Within this chapel was a chantry of Our Lady, founded (fn. 45) by one Ralph before 1343. In 1338 a tenement in Crossgate was charged with the provision of two lbs. of wax for two lights to burn before the altar of St. Mary, and in 1355 a burgage in South Street was charged with 12d. due to the chaplain of St. Mary's altar. At the Dissolution the gross revenue (fn. 46) of the chantry of Our Lady was £7 13s. 4d., and the clear value, less reprises, £5 3s. 7½d. Benefactions (fn. 47) to the lights in St.
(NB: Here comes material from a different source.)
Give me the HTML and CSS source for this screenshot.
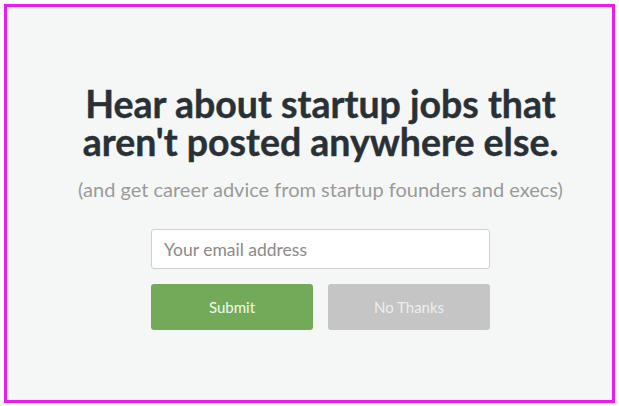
FILE: index.html
```html
<!DOCTYPE html>
<html>
<head>
<meta charset="utf-8">
<link rel="stylesheet" href="styles.css">
</head>
<body>
<div class="frame">
  <div class="content">
    <h1 class="title">Hear about startup jobs that<br>aren't posted anywhere else.</h1>
    <p class="subtitle">(and get career advice from startup founders and execs)</p>
    <form class="form">
      <input class="email" type="text" placeholder="Your email address">
      <div class="buttons">
        <button type="button" class="btn btn-submit">Submit</button>
        <button type="button" class="btn btn-no">No Thanks</button>
      </div>
    </form>
  </div>
</div>
</body>
</html>
```
FILE: styles.css
```css
html, body {
  margin: 0;
  padding: 0;
  background: #ffffff;
}
body {
  font-family: Lato, "Open Sans", sans-serif;
}
.frame {
  box-sizing: border-box;
  width: 611px;
  height: 399px;
  margin: 4px 0 0 4px;
  padding-left: 22px;
  border: 3px solid #e81ee8;
  background: #f5f7f6;
  display: flex;
  flex-direction: column;
  align-items: center;
}
.content {
  padding-top: 78px;
  display: flex;
  flex-direction: column;
  align-items: center;
}
.title {
  margin: 0;
  font-size: 37.5px;
  line-height: 38px;
  font-weight: 700;
  color: #2a3136;
  text-align: center;
  white-space: nowrap;
  -webkit-text-stroke: 0.4px #2a3136;
}
.subtitle {
  margin: 16px 0 0;
  font-size: 20px;
  line-height: 24px;
  font-weight: 400;
  color: #9a9a9a;
  text-align: center;
  white-space: nowrap;
}
.form {
  margin-top: 28px;
  width: 339px;
  display: flex;
  flex-direction: column;
  gap: 15px;
}
.email {
  box-sizing: border-box;
  width: 100%;
  height: 40px;
  margin: 0;
  padding: 0 12px;
  border: 1px solid #cfd0d0;
  border-radius: 3px;
  background: #ffffff;
  font-family: Lato, sans-serif;
  font-size: 17.5px;
  color: #555;
  outline: none;
}
.email::placeholder {
  color: #8a8a8a;
}
.buttons {
  display: flex;
  gap: 15px;
}
.btn {
  flex: 1;
  height: 46px;
  border: none;
  border-radius: 3px;
  font-family: Lato, sans-serif;
  font-size: 15px;
  cursor: pointer;
}
.btn-submit {
  background: #72aa5a;
  color: #f4f8f0;
}
.btn-no {
  background: #c4c5c4;
  color: #eeeeee;
}
```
Margaret's chapel are found in 1327 and 1328, and in the 16th century several foundations for obits (fn. 48) and anniversaries existed here. The curates of this chapel were at one time almost dependent on the offerings and dues of the parishioners, but by the action of the Dean and Chapter of Durham and the Governors of Queen Anne's Bounty the value of the chapelry has been considerably increased. There was in Framwellgate before the Reformation a Gild of St. Margaret (fn. 49) probably connected with this church, and as early as 1316 we hear of a burgage in Framwellgate called the 'Gyldhous.' This was probably the burgage sometime belonging to the Gild of St. Margaret which in 1574 lay to the north of the burgage called Paynter's Place. (fn. 50)
The division of the ecclesiastical parish was foreshadowed in 1826 by the building of a chapel of ease at Shincliffe, (fn. 51) dedicated to the honour of St. Mary the Virgin, the parish of Shincliffe being created five years later. (fn. 52) Sunderland Bridge and Hett (from the parish of Merrington) were next formed into the district chapelry of Croxdale in 1843, (fn. 53) and in 1858 part of the chapelry of St. Margaret's was assigned to the new district of St. Cuthbert, (fn. 54) the church of which was built in 1862. A still further alteration was made in St. Margaret's in 1871 by the building of the chapel of ease of St. Aidan, and in 1896, when a chapel of ease was built and dedicated to St. John the Evangelist. (fn. 55) At Broom, the church of St. Edmund, king and martyr, was built in 1879, when a parish was formed, and a further mission chapel of St. Katherine was set up in 1883.